- Born: 1537 Florence, Duchy of Florence
- Died: 1565 (aged 27–28) Florence, Duchy of Florence
- Noble family: Medici
- Father: Alessandro de' Medici, Duke of Florence

= Porzia de' Medici =

Illegitimate daughter of Alessandro de' Medici

Porzia de' Medici (1537–1565) was an Italian missionary and illegitimate daughter of Alessandro de' Medici, Duke of Florence and an unknown mother. She was born after the assassination of Alessandro and was placed as a young child in the Augustinian convent of San Clemente in Via San Gallo. The convent was founded by Maria Salviati, the mother of Cosimo I de' Medici, to shelter the illegitimate daughters of Alessandro. Porzia took her final vows and became a Roman Catholic nun. Eventually she became the abbess of the convent.

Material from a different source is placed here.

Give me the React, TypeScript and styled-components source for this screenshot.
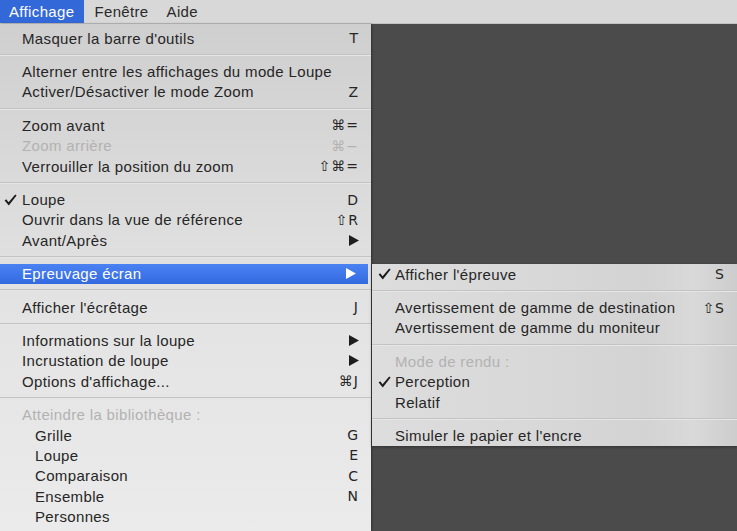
import styled, { createGlobalStyle } from 'styled-components';

const GlobalStyle = createGlobalStyle`
  html, body {
    margin: 0;
    padding: 0;
    background: #4b4b4b;
    overflow: hidden;
  }
  body {
    font-family: "Liberation Sans", "DejaVu Sans", Arial, sans-serif;
    font-size: 15px;
    letter-spacing: 0.35px;
    color: #222;
  }
`;

const Screen = styled.div`
  width: 737px;
  height: 531px;
  display: flex;
  flex-direction: column;
`;

const MenuBar = styled.nav`
  height: 23px;
  flex: none;
  display: flex;
  background: #d8d8d8;
  border-bottom: 1px solid #c2c2c2;
`;

const MenuTitle = styled.div<{ $active?: boolean }>`
  display: flex;
  align-items: center;
  padding: 0 ${({ $active }) => ($active ? 10 : 9)}px 0 9px;
  margin-right: ${({ $active }) => ($active ? 1 : 0)}px;
  color: ${({ $active }) => ($active ? '#fff' : '#2a2a2a')};
  background: ${({ $active }) => ($active ? '#3368d8' : 'transparent')};
`;

const Workspace = styled.div`
  flex: 1;
  display: flex;
  align-items: flex-start;
`;

const MainMenu = styled.div`
  width: 371px;
  height: 100%;
  box-sizing: border-box;
  padding-top: 4px;
  background: linear-gradient(180deg, #cfcfcf 0%, #d8d8d8 25%, #e3e3e3 55%, #ebebeb 100%);
  box-shadow: 1px 0 2px rgba(0, 0, 0, 0.35);
`;

const SubMenu = styled.div<{ $top: number }>`
  margin-top: ${({ $top }) => $top}px;
  margin-left: 1px;
  flex: 1;
  background: linear-gradient(90deg, #dddddd 0%, #d8d8d8 45%, #d3d3d3 75%, #d9d9d9 88%, #cdcdcd 100%);
  box-shadow: 0 1px 3px rgba(0, 0, 0, 0.35);
`;

const Row = styled.div<{ $disabled?: boolean; $highlight?: boolean; $right: number }>`
  height: 20.4px;
  display: flex;
  align-items: center;
  padding-right: ${({ $right }) => $right}px;
  margin-right: ${({ $highlight }) => ($highlight ? 3 : 0)}px;
  color: ${({ $disabled, $highlight }) => ($highlight ? '#fff' : $disabled ? '#b2b2b2' : '#262626')};
  background: ${({ $highlight }) => ($highlight ? 'linear-gradient(180deg, #4b82f2 0%, #336ae0 100%)' : 'transparent')};
  white-space: nowrap;
`;

const Check = styled.span<{ $width: number; $offset: number }>`
  width: ${({ $width }) => $width}px;
  flex: none;
  display: flex;
  align-items: center;
  padding-left: ${({ $offset }) => $offset}px;
  box-sizing: border-box;
`;

const Label = styled.span<{ $indent?: number }>`
  flex: 1;
  padding-left: ${({ $indent }) => $indent ?? 0}px;
`;

const Shortcut = styled.span`
  font-family: "DejaVu Sans", "Liberation Sans", sans-serif;
  font-size: 14px;
  letter-spacing: 1px;
  display: flex;
  align-items: center;
`;

const Separator = styled.div`
  height: 13px;
  display: flex;
  align-items: center;
  &::after {
    content: '';
    flex: 1;
    height: 1px;
    background: #c3c3c3;
    border-bottom: 1px solid #e6e6e6;
  }
`;

const Arrow = ({ color }: { color: string }) => (
  <svg width="10" height="11" viewBox="0 0 10 11">
    <polygon points="0,0 10,5.5 0,11" fill={color} />
  </svg>
);

const Tick = () => (
  <svg width="13" height="12" viewBox="0 0 13 12">
    <path d="M0.6 6.6 L2.2 5.2 L4.6 8.2 L11.2 0.4 L12.6 1.4 L4.8 11.4 Z" fill="#1c1c1c" />
  </svg>
);

type Item =
  | { sep: true }
  | {
      sep?: false;
      label: string;
      key?: string;
      check?: boolean;
      disabled?: boolean;
      arrow?: boolean;
      highlight?: boolean;
      indent?: number;
    };

const mainItems: Item[] = [
  { label: "Masquer la barre d'outils", key: 'T' },
  { sep: true },
  { label: 'Alterner entre les affichages du mode Loupe' },
  { label: 'Activer/Désactiver le mode Zoom', key: 'Z' },
  { sep: true },
  { label: 'Zoom avant', key: '⌘=' },
  { label: 'Zoom arrière', key: '⌘−', disabled: true },
  { label: 'Verrouiller la position du zoom', key: '⇧⌘=' },
  { sep: true },
  { label: 'Loupe', key: 'D', check: true },
  { label: 'Ouvrir dans la vue de référence', key: '⇧R' },
  { label: 'Avant/Après', arrow: true },
  { sep: true },
  { label: 'Epreuvage écran', arrow: true, highlight: true },
  { sep: true },
  { label: "Afficher l'écrêtage", key: 'J' },
  { sep: true },
  { label: 'Informations sur la loupe', arrow: true },
  { label: 'Incrustation de loupe', arrow: true },
  { label: "Options d'affichage...", key: '⌘J' },
  { sep: true },
  { label: 'Atteindre la bibliothèque :', disabled: true },
  { label: 'Grille', key: 'G', indent: 13 },
  { label: 'Loupe', key: 'E', indent: 13 },
  { label: 'Comparaison', key: 'C', indent: 13 },
  { label: 'Ensemble', key: 'N', indent: 13 },
  { label: 'Personnes', indent: 13 },
];

const subItems: Item[] = [
  { label: "Afficher l'épreuve", key: 'S', check: true },
  { sep: true },
  { label: 'Avertissement de gamme de destination', key: '⇧S' },
  { label: 'Avertissement de gamme du moniteur' },
  { sep: true },
  { label: 'Mode de rendu :', disabled: true },
  { label: 'Perception', check: true },
  { label: 'Relatif' },
  { sep: true },
  { label: "Simuler le papier et l'encre" },
];

function MenuList({ items, checkWidth, checkOffset, right }: { items: Item[]; checkWidth: number; checkOffset: number; right: number }) {
  return (
    <>
      {items.map((item, i) =>
        item.sep ? (
          <Separator key={i} />
        ) : (
          <Row key={i} $disabled={item.disabled} $highlight={item.highlight} $right={right}>
            <Check $width={checkWidth} $offset={checkOffset}>{item.check && <Tick />}</Check>
            <Label $indent={item.indent}>{item.label}</Label>
            {item.key && <Shortcut>{item.key}</Shortcut>}
            {item.arrow && <Arrow color={item.highlight ? '#fff' : '#1e1e1e'} />}
          </Row>
        )
      )}
    </>
  );
}

export default function App() {
  return (
    <Screen>
      <GlobalStyle />
      <MenuBar>
        <MenuTitle $active>Affichage</MenuTitle>
        <MenuTitle>Fenêtre</MenuTitle>
        <MenuTitle>Aide</MenuTitle>
      </MenuBar>
      <Workspace>
        <MainMenu>
          <MenuList items={mainItems} checkWidth={22} checkOffset={4} right={12} />
        </MainMenu>
        <SubMenu $top={240}>
          <MenuList items={subItems} checkWidth={23} checkOffset={6} right={12} />
        </SubMenu>
      </Workspace>
    </Screen>
  );
}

Porzia was in close contact with members of the de' Medici family, including her half-sister Giulia de' Medici and her half-brother Giulio. A mural was painted depicting Porzia with Francesco, Ferdinando, Giovanni, and Garzia, the four sons of Cosimo I de' Medici. That mural has since been lost. Her half-sister Giulia often visited Porzia at her convent. She died in the convent at the age of twenty-seven.